Darkwyn backed away, to protect his wily cohort, talons or not.
“Wanna buy him?” the bartender asked. “As far as we can tell, Puck
has all the markings of a Catalina Macaw. Showed up a few days ago.
Seems like forever. He’s brilliant, if off color. Quotes Ambrose
Bierce, according to one customer, jokes until you want to shoot
him, and cusses like a sailor. I’ll give you a great deal.”
Puck squawked. “Hypocrite: One who—professing virtues he does not
respect—secures the advantages of seeming to be what he despises.”
He ruffled his feathers. “Also known as a douche bag.”
The
bartender scowled.
Darkwyn felt oddly uplifted.
Jagidy smoke-tested the bird while Puck fake coughed and waved off
the smoke with a wing. Definitely his magick traveling companion. In
which case, Darkwyn supposed it didn’t matter that Puck the cock
could see Jagidy the guardian
dragon, smoke and all, as long as the bird didn’t give them away.
Yellow smoke meant Puck didn’t have a malevolent bone in his bright
feathered body.
Relieved, Darkwyn noticed a resolute female human—not the goddess
he’d rolled into—sweeping into the pub, headed straight for him, her
black-spotted, white cloak flying behind her. The cat at her side,
spotted the same, stood taller and more slender than most felines.
The
female bore a crown of tiny, fast-flapping air snacks, a whirr of
red and green hummers and a purge of bony black pingers flitting
about her head. “My name is Vivica Quinlan,” she said in telepathic
dragon speak. “I’m here to acclimate you.”
Acclimate him? Not possible, he thought. Yet, the brightest of
yellow smokes dissipated around her while she gave him a cloak,
black as his hair, and long as his overtall body. “My acclimator,”

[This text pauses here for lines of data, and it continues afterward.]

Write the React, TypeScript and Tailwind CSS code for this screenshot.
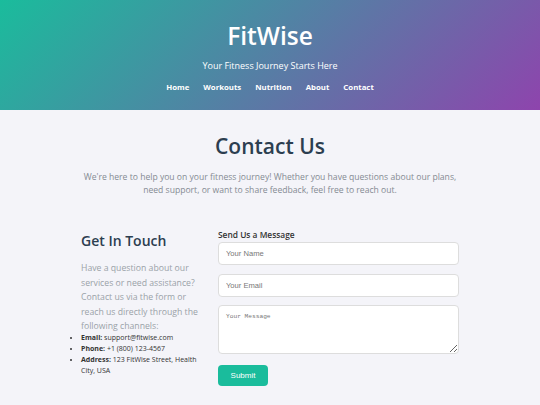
import React from "react";

const P = { fontFamily: '"Open Sans", "Noto Sans", sans-serif' };
const A = { fontFamily: '"Liberation Sans", Arial, sans-serif' };

export default function App() {
  return (
    <div className="min-h-[405px] bg-[#f4f4f9]" style={P}>
      <header className="h-[110px] bg-[linear-gradient(135deg,#1abc9c,#8e44ad)] flex flex-col items-center text-white">
        <h1 className="mt-[20px] text-[24.5px] leading-[32px] font-semibold">FitWise</h1>
        <p className="mt-[7px] text-[9px] leading-[13px]">Your Fitness Journey Starts Here</p>
        <nav className="mt-[9px] flex gap-[14px] text-[7.8px] font-bold leading-[12px]">
          <span>Home</span>
          <span>Workouts</span>
          <span>Nutrition</span>
          <span>About</span>
          <span>Contact</span>
        </nav>
      </header>
      <main className="flex flex-col items-center">
        <h2 className="mt-[22px] text-[21px] leading-[28px] font-semibold text-[#2c3e50]">Contact Us</h2>
        <p className="mt-[11px] w-[384px] text-center text-[8.6px] leading-[13px] text-[#858b93]">
          We're here to help you on your fitness journey! Whether you have questions about our plans, need support, or want to share feedback, feel free to reach out.
        </p>
        <div className="mt-[32px] w-[378px] flex gap-[17px]">
          <div className="w-[120px]">
            <h3 className="mt-[3px] text-[14px] leading-[18px] font-semibold text-[#2c3e50]">Get In Touch</h3>
            <p className="mt-[11px] text-[8.7px] leading-[14.5px] text-[#9aa2a8]">
              Have a question about our services or need assistance? Contact us via the form or reach us directly through the following channels:
            </p>
            <ul className="-mt-[2px] list-disc list-outside pl-0 text-[7px] leading-[11px] text-[#333]">
              <li><b>Email:</b> support@fitwise.com</li>
              <li><b>Phone:</b> +1 (800) 123-4567</li>
              <li><b>Address:</b> 123 FitWise Street, Health City, USA</li>
            </ul>
          </div>
          <div className="w-[241px] flex flex-col">
            <label className="text-[8.4px] leading-[12px] font-semibold text-[#333]">Send Us a Message</label>
            <input
              placeholder="Your Name"
              className="mt-[1px] h-[23px] bg-white border border-[#ddd] rounded-[4px] px-[7px] text-[7.6px] placeholder:text-[#777] outline-none"
              style={A}
            />
            <input
              placeholder="Your Email"
              className="mt-[9px] h-[23px] bg-white border border-[#ddd] rounded-[4px] px-[7px] text-[7.6px] placeholder:text-[#777] outline-none"
              style={A}
            />
            <textarea
              placeholder="Your Message"
              className="mt-[8px] h-[49px] bg-white border border-[#ddd] rounded-[4px] px-[7px] py-[6px] text-[6.2px] placeholder:text-[#777] outline-none resize-y"
              style={{ fontFamily: '"Liberation Mono", monospace' }}
            />
            <button
              className="mt-[11px] w-[50px] h-[21px] bg-[#1abc9c] text-white rounded-[4px] text-[8px]"
              style={A}
            >
              Submit
            </button>
          </div>
        </div>
      </main>
    </div>
  );
}
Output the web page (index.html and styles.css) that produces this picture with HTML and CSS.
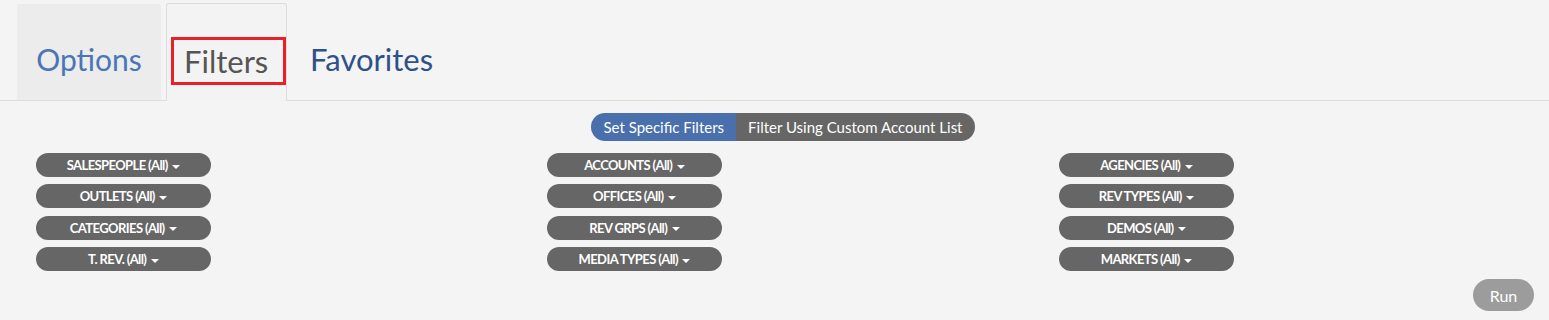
FILE: index.html
```html
<!DOCTYPE html>
<html>
<head>
    <meta charset="UTF-8">
    <title>Report Filters</title>
    <link rel="stylesheet" href="styles.css">
</head>
<body>
    <div class="tabs">
        <div class="tab tab-options">Options</div>
        <div class="tab tab-filters"><span class="marked">Filters</span></div>
        <div class="tab tab-favorites">Favorites</div>
    </div>

    <div class="panel">
        <div class="toggle">
            <span class="toggle-item active">Set Specific Filters</span>
            <span class="toggle-item">Filter Using Custom Account List</span>
        </div>

        <div class="filter-grid">
            <div class="filter-col">
                <button class="pill">SALESPEOPLE (All) <span class="caret"></span></button>
                <button class="pill">OUTLETS (All) <span class="caret"></span></button>
                <button class="pill">CATEGORIES (All) <span class="caret"></span></button>
                <button class="pill">T. REV. (All) <span class="caret"></span></button>
            </div>
            <div class="filter-col">
                <button class="pill">ACCOUNTS (All) <span class="caret"></span></button>
                <button class="pill">OFFICES (All) <span class="caret"></span></button>
                <button class="pill">REV GRPS (All) <span class="caret"></span></button>
                <button class="pill">MEDIA TYPES (All) <span class="caret"></span></button>
            </div>
            <div class="filter-col">
                <button class="pill">AGENCIES (All) <span class="caret"></span></button>
                <button class="pill">REV TYPES (All) <span class="caret"></span></button>
                <button class="pill">DEMOS (All) <span class="caret"></span></button>
                <button class="pill">MARKETS (All) <span class="caret"></span></button>
            </div>
        </div>

        <div class="actions">
            <button class="run">Run</button>
        </div>
    </div>
</body>
</html>
```

FILE: styles.css
```css
body {
    margin: 0;
    background: #f4f4f4;
    font-family: Lato, "Open Sans", sans-serif;
}
.tabs {
    display: flex;
    align-items: flex-end;
    padding: 3px 0 0 17px;
    border-bottom: 1px solid #dddddd;
    height: 97px;
}
.tab {
    font-size: 30px;
    line-height: 36px;
    box-sizing: border-box;
}
.tab-options {
    width: 144px;
    height: 96px;
    padding-top: 37px;
    text-align: center;
    background: #ececec;
    color: #4a76b8;
    border-radius: 3px 3px 0 0;
    margin-right: 5px;
}
.tab-filters {
    height: 98px;
    width: 121px;
    padding: 33px 0 0 4px;
    background: #f3f3f3;
    border: 1px solid #dddddd;
    border-bottom: none;
    border-radius: 3px 3px 0 0;
    margin-bottom: -1px;
    color: #555555;
}
.marked {
    display: block;
    width: 115px;
    height: 48px;
    box-sizing: border-box;
    border: 3px solid #e8202a;
    padding: 3px 0 0 10px;
    font-size: 31px;
}
.tab-favorites {
    height: 96px;
    padding: 37px 0 0 23px;
    color: #2d5189;
    font-size: 31px;
}
.panel {
    padding: 12px 0 0 17px;
}
.toggle {
    display: flex;
    justify-content: center;
}
.toggle-item {
    background: #666666;
    color: #ffffff;
    font-size: 15px;
    line-height: 28px;
    padding: 0 12px;
}
.toggle-item.active {
    background: #4a6fad;
    border-radius: 14px 0 0 14px;
}
.toggle-item:last-child {
    border-radius: 0 14px 14px 0;
}
.filter-grid {
    display: grid;
    grid-template-columns: 511px 512px 1fr;
    margin-top: 12px;
}
.filter-col {
    display: flex;
    flex-direction: column;
    gap: 7.4px;
    padding-left: 19px;
}
.pill {
    width: 175px;
    height: 24px;
    border: none;
    border-radius: 12px;
    background: #666666;
    color: #ffffff;
    font-family: Lato, sans-serif;
    font-weight: bold;
    font-size: 13px;
    letter-spacing: -0.6px;
    padding: 0;
    cursor: pointer;
}
.caret {
    display: inline-block;
    width: 0;
    height: 0;
    border-left: 4px solid transparent;
    border-right: 4px solid transparent;
    border-top: 4px solid #ffffff;
    vertical-align: middle;
    margin-left: 2px;
}
.actions {
    display: flex;
    justify-content: flex-end;
    padding: 8px 15px 0 0;
}
.run {
    width: 61px;
    height: 32px;
    border: none;
    border-radius: 16px;
    background: #9c9c9c;
    color: #ffffff;
    font-family: Lato, sans-serif;
    font-size: 16px;
    cursor: pointer;
}
```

he repeated, with sudden perception, and placed the island diamond
in her hand. “From Andra, for Dragonelli expenses. She said you
would understand.”
“That I do,” Vivica said.
He
ducked several of her fluttering entourage until Puck held a wing
straight out. From the corner of his eye, Darkwyn saw several of
Vivica’s critters perched on, or hanging from, that wing.
“Don’t mind them,” Vivica said. “The bats are as harmless as the
hummingbirds.”
Fine, Darkwyn thought, but which was which?
“Follow me, Dragonelli,” his acclimator said. “Your brothers are on
their way.”
Her
air snacks quit their perch and hovered around her head, moving with
her, like a wreath of living flowers.
“If
someone says something you don’t understand,” Vivica communicated,
“say ‘okay.’”
“Okay,” he repeated. “But my heart mate?”
“Right,” she said, “your mandate on earth, among other tasks, is to
find your predetermined heart mate and assume responsibility for her
life quest, correct?” Vivica scanned the room and frowned. “Is she
here?”
Darkwyn studied one female after another.
Their hearts varied as much as they. Hearts for money, Darkwyn saw
in several. Hearts for lust. No kindness, no softness, a closed
heart, one dark, one clouded, two as empty as the cloth-flicking
bartender. “No heart mate here,” Darkwyn admitted, though he
couldn’t forget the violet-eyed beauty with the cautiously-shrouded
heart.
Vivica nodded. “Fine. Let’s go. Give the man the bird.”
“No
way!” The bartender yelled. “I’m giving him the bird.”
“Well, Puck me,” the bird said.
Chapter Two
“Air,” Puck said, at the open door. “A nutritious substance supplied
by a bountiful Providence.” And like a fair weather friend, Puck
paid homage to Providence by making a break for freedom.
But
the bird’s defection fell by the wayside as Darkwyn became
distracted by the woman who seemed to own the sidewalk.
She
stood in front of the building he exited, at the base of its wide
porch, that tall violet-haired goddess, not twenty feet distant, her
breasts raised by a torso-cincher as black as her horned mask and
leg boots.
Watching her controlled movements, her command, men doing her
bidding, held him captive.
“Bronte,” Vivica said as they embraced. “I hoped to see you before
I left, today.”
His
vision’s name slipped off the tongue, seductive as a song, and it
matched her heart for beauty. Bronte.
Caught by the aura of mystery surrounding her, Darkwyn’s heart
raced, his hands began to sweat, and his inner dragon stirred.